━━ Given data ━━

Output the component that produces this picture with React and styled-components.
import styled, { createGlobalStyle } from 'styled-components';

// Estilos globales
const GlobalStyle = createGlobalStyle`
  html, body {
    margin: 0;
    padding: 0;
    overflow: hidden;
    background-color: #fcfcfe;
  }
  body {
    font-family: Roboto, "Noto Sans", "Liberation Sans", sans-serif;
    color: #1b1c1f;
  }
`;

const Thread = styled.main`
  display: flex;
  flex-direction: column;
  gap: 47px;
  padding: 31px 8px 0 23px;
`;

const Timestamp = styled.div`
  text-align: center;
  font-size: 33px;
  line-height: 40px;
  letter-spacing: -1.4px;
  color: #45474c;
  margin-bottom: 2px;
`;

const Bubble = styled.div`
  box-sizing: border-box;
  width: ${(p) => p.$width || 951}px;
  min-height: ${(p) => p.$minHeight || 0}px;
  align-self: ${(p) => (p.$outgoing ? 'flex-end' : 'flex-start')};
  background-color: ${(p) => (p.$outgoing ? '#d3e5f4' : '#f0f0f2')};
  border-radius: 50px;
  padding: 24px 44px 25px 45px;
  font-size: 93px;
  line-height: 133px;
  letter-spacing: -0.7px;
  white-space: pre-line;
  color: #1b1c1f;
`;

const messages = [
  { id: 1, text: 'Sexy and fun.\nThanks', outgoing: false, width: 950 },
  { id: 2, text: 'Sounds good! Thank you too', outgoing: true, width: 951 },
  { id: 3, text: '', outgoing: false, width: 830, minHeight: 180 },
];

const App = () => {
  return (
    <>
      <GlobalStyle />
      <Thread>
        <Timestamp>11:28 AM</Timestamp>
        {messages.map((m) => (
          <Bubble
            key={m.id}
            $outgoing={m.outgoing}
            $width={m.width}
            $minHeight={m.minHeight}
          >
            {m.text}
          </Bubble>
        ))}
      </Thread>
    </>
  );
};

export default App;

━━━

Exercise → Return the lines above exactly, keeping every word.

Task result →
Output the component that produces this picture with React and styled-components.
import styled, { createGlobalStyle } from 'styled-components';

// Estilos globales
const GlobalStyle = createGlobalStyle`
  html, body {
    margin: 0;
    padding: 0;
    overflow: hidden;
    background-color: #fcfcfe;
  }
  body {
    font-family: Roboto, "Noto Sans", "Liberation Sans", sans-serif;
    color: #1b1c1f;
  }
`;

const Thread = styled.main`
  display: flex;
  flex-direction: column;
  gap: 47px;
  padding: 31px 8px 0 23px;
`;

const Timestamp = styled.div`
  text-align: center;
  font-size: 33px;
  line-height: 40px;
  letter-spacing: -1.4px;
  color: #45474c;
  margin-bottom: 2px;
`;

const Bubble = styled.div`
  box-sizing: border-box;
  width: ${(p) => p.$width || 951}px;
  min-height: ${(p) => p.$minHeight || 0}px;
  align-self: ${(p) => (p.$outgoing ? 'flex-end' : 'flex-start')};
  background-color: ${(p) => (p.$outgoing ? '#d3e5f4' : '#f0f0f2')};
  border-radius: 50px;
  padding: 24px 44px 25px 45px;
  font-size: 93px;
  line-height: 133px;
  letter-spacing: -0.7px;
  white-space: pre-line;
  color: #1b1c1f;
`;

const messages = [
  { id: 1, text: 'Sexy and fun.\nThanks', outgoing: false, width: 950 },
  { id: 2, text: 'Sounds good! Thank you too', outgoing: true, width: 951 },
  { id: 3, text: '', outgoing: false, width: 830, minHeight: 180 },
];

const App = () => {
  return (
    <>
      <GlobalStyle />
      <Thread>
        <Timestamp>11:28 AM</Timestamp>
        {messages.map((m) => (
          <Bubble
            key={m.id}
            $outgoing={m.outgoing}
            $width={m.width}
            $minHeight={m.minHeight}
          >
            {m.text}
          </Bubble>
        ))}
      </Thread>
    </>
  );
};

export default App;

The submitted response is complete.